(Objective): Scan the data below for the string "size". Copy every line where it appears.

(Data):

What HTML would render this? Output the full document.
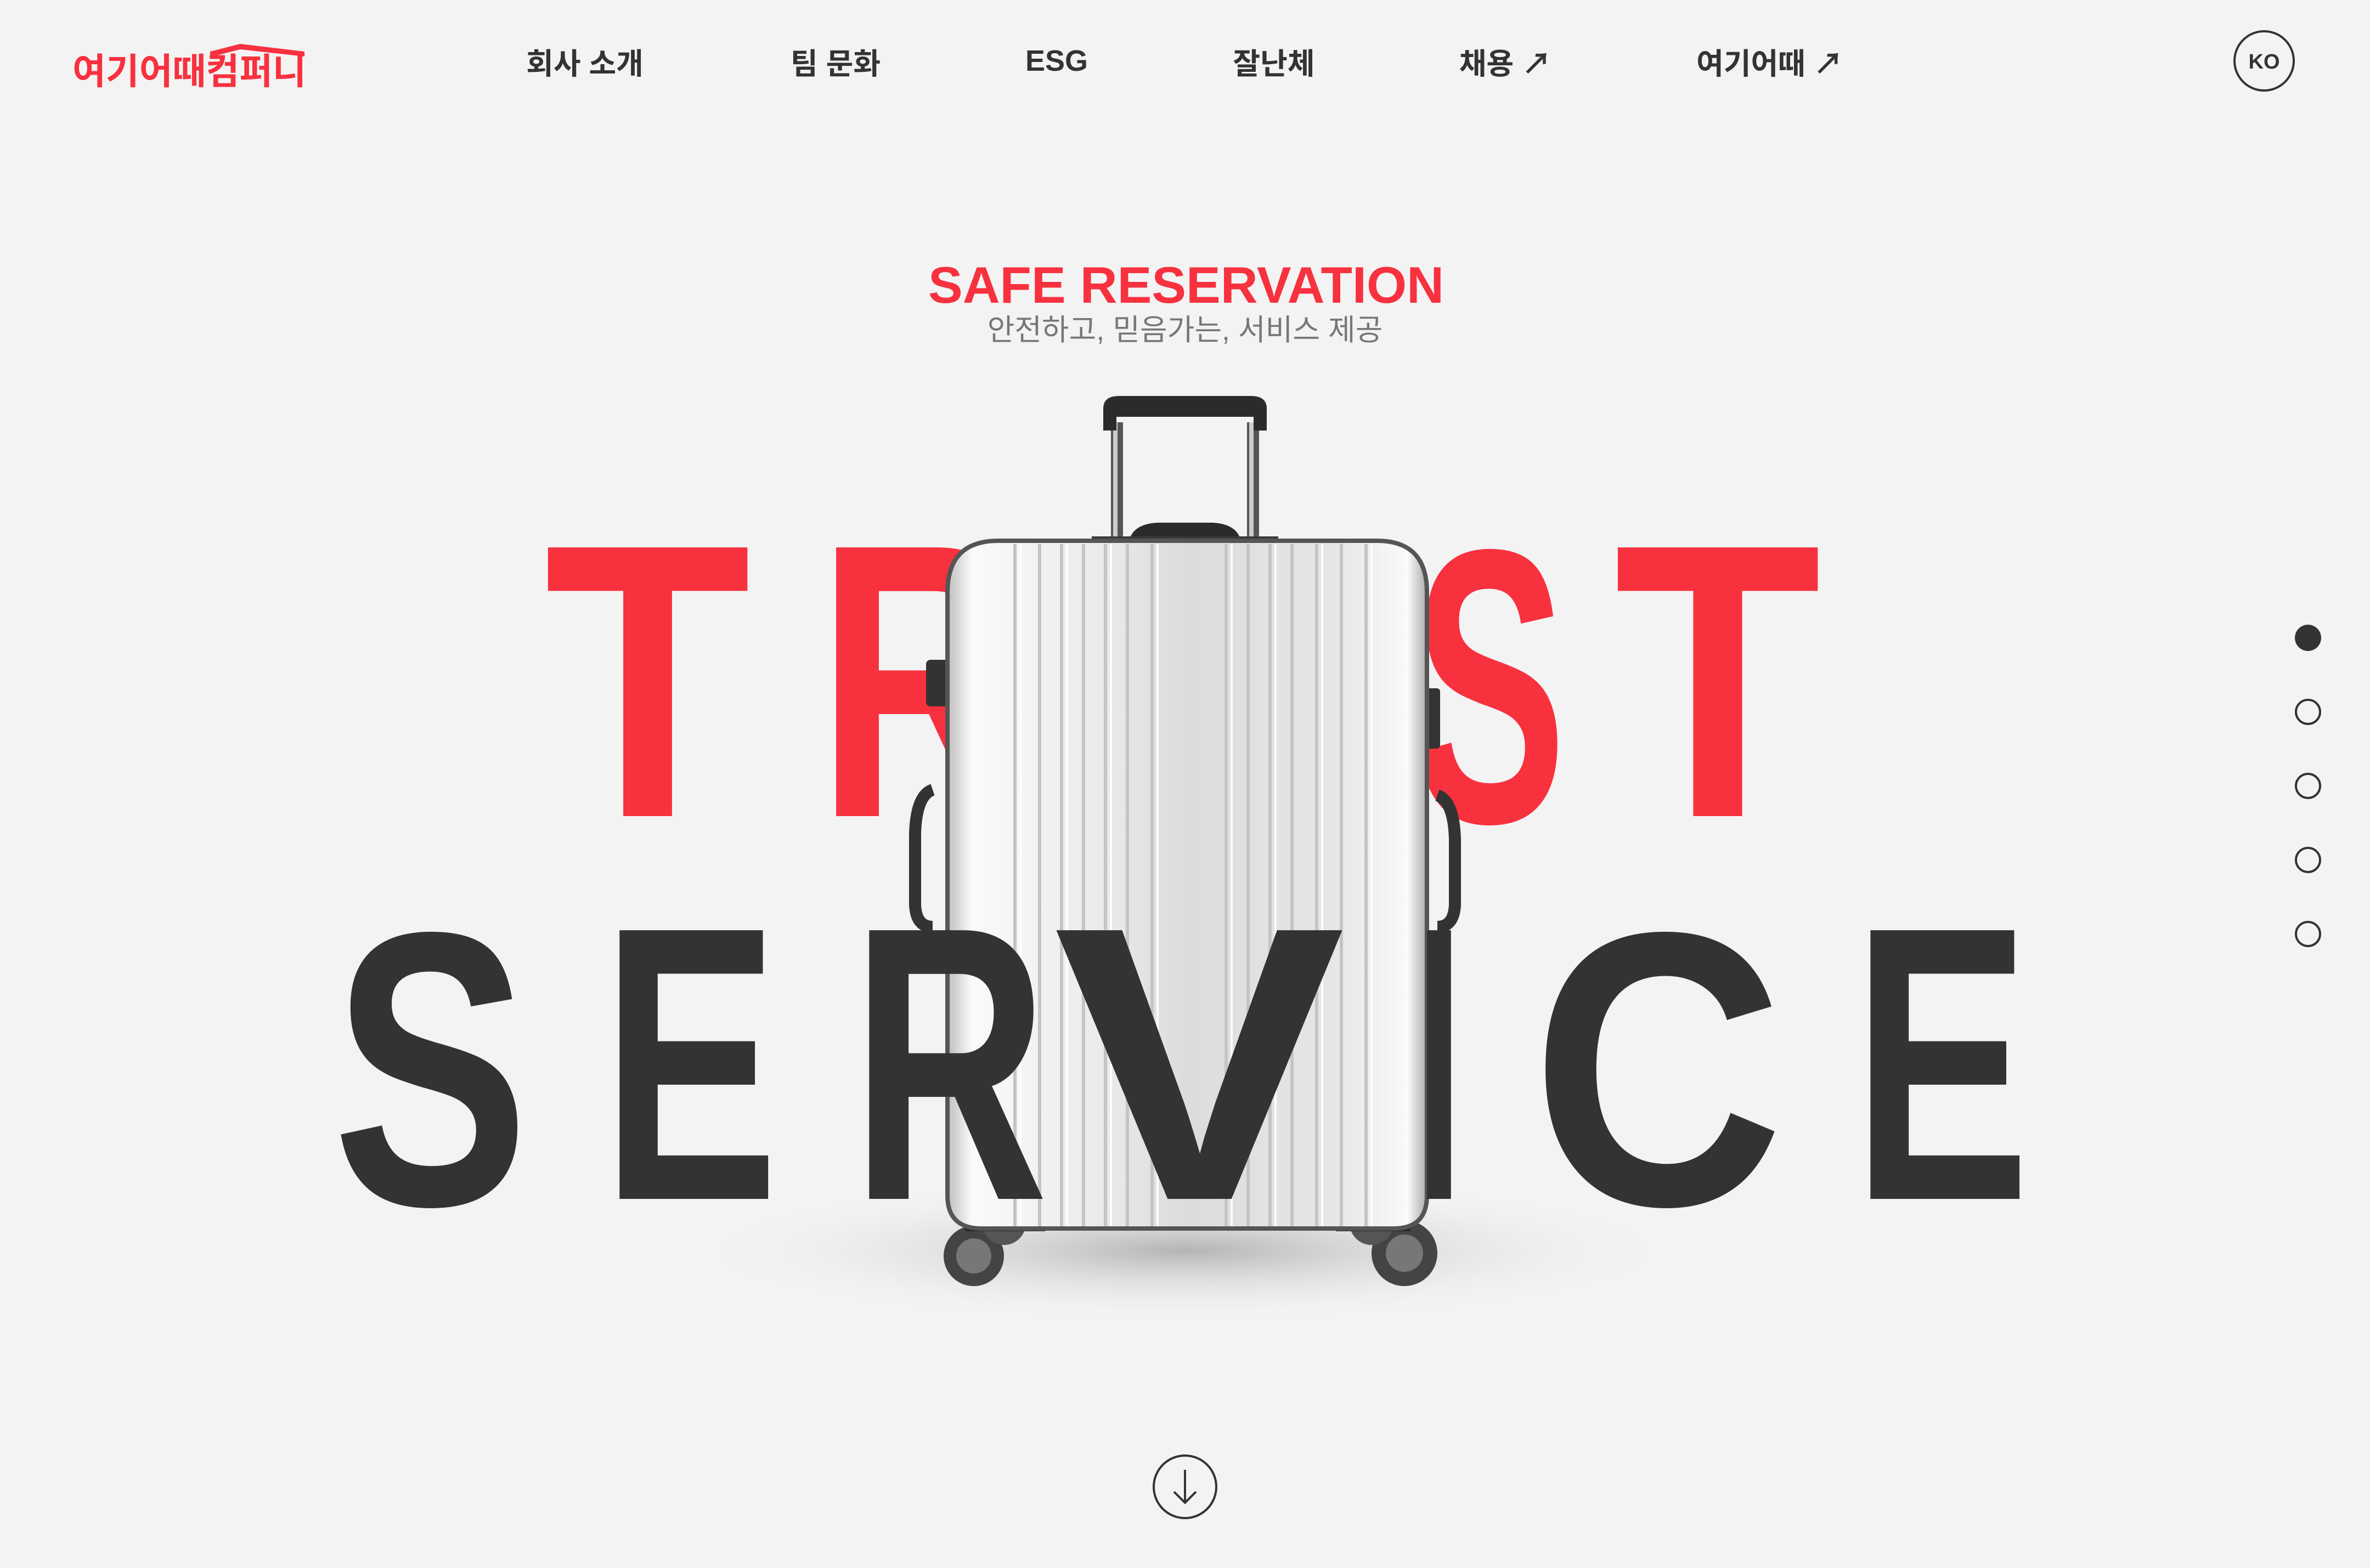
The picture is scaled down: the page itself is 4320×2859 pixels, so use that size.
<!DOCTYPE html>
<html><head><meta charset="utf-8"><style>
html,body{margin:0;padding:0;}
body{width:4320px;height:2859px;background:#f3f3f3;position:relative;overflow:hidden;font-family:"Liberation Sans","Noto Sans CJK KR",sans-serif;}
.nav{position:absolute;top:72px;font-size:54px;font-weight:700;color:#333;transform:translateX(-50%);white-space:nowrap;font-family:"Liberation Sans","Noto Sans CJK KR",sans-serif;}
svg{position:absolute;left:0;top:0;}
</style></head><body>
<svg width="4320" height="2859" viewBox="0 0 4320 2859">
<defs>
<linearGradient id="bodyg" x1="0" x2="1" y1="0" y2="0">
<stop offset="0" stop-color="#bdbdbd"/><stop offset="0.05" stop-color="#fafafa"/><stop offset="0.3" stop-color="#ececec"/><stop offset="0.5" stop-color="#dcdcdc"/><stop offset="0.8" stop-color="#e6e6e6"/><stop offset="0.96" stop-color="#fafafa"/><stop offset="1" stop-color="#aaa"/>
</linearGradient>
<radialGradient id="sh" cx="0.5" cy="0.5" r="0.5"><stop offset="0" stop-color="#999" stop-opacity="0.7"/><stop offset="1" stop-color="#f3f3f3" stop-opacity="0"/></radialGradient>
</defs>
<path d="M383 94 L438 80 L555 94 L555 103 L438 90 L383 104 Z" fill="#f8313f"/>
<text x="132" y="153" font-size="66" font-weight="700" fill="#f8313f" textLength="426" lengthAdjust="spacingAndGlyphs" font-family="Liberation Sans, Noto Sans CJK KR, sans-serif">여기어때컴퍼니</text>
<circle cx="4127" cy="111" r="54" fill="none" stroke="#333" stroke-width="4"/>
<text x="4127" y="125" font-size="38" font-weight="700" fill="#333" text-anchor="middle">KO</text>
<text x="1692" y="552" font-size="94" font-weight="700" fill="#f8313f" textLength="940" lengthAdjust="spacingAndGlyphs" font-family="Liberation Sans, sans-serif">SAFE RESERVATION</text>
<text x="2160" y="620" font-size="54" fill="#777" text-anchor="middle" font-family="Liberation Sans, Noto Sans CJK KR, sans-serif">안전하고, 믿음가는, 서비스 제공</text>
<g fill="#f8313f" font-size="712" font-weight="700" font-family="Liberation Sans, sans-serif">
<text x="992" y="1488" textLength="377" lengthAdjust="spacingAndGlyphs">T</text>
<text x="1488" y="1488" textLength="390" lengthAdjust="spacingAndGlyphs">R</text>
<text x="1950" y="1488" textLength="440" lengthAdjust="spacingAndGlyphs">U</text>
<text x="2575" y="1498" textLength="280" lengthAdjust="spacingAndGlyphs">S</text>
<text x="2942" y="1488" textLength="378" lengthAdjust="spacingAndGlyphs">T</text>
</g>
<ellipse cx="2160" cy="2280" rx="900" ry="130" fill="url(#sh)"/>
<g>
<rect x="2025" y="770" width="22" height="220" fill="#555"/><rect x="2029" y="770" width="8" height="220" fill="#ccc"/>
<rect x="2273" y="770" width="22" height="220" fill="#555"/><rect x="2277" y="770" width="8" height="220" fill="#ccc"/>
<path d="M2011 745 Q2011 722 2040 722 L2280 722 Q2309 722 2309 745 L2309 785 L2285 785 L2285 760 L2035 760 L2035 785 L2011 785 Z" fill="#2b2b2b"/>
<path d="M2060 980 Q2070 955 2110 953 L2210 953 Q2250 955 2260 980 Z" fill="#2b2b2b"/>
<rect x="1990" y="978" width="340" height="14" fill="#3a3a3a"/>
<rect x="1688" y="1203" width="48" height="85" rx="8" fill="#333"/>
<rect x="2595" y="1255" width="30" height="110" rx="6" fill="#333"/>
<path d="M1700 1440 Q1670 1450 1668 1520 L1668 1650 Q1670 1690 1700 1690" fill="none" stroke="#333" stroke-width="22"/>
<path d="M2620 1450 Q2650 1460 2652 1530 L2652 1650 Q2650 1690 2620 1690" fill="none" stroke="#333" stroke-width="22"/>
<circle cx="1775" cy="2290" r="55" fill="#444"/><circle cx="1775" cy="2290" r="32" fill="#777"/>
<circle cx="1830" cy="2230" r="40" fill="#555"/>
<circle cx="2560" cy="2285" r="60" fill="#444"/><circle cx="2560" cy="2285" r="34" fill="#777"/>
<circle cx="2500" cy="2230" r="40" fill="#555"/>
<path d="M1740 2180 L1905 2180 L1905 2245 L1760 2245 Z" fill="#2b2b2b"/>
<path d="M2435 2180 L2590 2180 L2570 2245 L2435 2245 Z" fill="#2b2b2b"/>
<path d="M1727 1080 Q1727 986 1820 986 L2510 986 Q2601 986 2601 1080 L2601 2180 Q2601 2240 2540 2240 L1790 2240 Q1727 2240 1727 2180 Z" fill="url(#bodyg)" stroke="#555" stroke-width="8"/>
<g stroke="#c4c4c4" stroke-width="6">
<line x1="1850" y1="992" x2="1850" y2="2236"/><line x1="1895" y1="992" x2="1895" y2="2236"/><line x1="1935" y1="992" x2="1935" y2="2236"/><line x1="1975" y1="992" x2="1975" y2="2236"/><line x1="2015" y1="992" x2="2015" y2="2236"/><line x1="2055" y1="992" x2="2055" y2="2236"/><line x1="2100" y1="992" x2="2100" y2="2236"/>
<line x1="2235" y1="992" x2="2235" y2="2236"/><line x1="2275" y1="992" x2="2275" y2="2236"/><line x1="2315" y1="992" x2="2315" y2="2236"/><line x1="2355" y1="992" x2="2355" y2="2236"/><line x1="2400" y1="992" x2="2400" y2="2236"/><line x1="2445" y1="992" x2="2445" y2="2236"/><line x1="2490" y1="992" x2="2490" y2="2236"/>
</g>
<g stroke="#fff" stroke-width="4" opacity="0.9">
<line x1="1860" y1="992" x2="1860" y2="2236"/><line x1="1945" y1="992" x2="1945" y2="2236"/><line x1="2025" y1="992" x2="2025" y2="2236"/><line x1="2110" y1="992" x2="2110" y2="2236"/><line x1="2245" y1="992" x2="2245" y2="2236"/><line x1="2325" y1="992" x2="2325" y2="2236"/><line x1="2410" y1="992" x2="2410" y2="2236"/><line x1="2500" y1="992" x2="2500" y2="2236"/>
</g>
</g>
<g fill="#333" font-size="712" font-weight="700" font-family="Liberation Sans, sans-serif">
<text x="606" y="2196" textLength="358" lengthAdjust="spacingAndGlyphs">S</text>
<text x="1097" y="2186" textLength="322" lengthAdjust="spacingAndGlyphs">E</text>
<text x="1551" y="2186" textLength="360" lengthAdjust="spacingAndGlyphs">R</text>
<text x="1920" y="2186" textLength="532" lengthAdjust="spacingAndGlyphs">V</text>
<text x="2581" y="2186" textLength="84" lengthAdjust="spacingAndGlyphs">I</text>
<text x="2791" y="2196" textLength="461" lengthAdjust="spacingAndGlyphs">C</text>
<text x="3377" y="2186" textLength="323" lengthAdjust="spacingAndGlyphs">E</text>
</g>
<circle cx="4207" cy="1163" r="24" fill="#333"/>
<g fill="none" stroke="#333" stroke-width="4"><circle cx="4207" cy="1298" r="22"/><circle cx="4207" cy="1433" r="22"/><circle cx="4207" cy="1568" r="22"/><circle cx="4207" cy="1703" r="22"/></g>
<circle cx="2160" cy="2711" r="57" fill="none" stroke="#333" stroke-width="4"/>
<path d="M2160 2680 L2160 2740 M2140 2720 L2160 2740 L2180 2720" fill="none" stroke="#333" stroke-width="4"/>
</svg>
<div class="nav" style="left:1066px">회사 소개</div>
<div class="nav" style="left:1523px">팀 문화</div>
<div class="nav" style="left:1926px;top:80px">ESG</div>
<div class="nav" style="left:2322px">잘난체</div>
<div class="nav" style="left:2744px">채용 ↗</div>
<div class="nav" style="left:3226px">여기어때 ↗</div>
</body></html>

(Result below):
The picture is scaled down: the page itself is 4320×2859 pixels, so use that size.
.nav{position:absolute;top:72px;font-size:54px;font-weight:700;color:#333;transform:translateX(-50%);white-space:nowrap;font-family:"Liberation Sans","Noto Sans CJK KR",sans-serif;}
<text x="132" y="153" font-size="66" font-weight="700" fill="#f8313f" textLength="426" lengthAdjust="spacingAndGlyphs" font-family="Liberation Sans, Noto Sans CJK KR, sans-serif">여기어때컴퍼니</text>
<text x="4127" y="125" font-size="38" font-weight="700" fill="#333" text-anchor="middle">KO</text>
<text x="1692" y="552" font-size="94" font-weight="700" fill="#f8313f" textLength="940" lengthAdjust="spacingAndGlyphs" font-family="Liberation Sans, sans-serif">SAFE RESERVATION</text>
<text x="2160" y="620" font-size="54" fill="#777" text-anchor="middle" font-family="Liberation Sans, Noto Sans CJK KR, sans-serif">안전하고, 믿음가는, 서비스 제공</text>
<g fill="#f8313f" font-size="712" font-weight="700" font-family="Liberation Sans, sans-serif">
<g fill="#333" font-size="712" font-weight="700" font-family="Liberation Sans, sans-serif">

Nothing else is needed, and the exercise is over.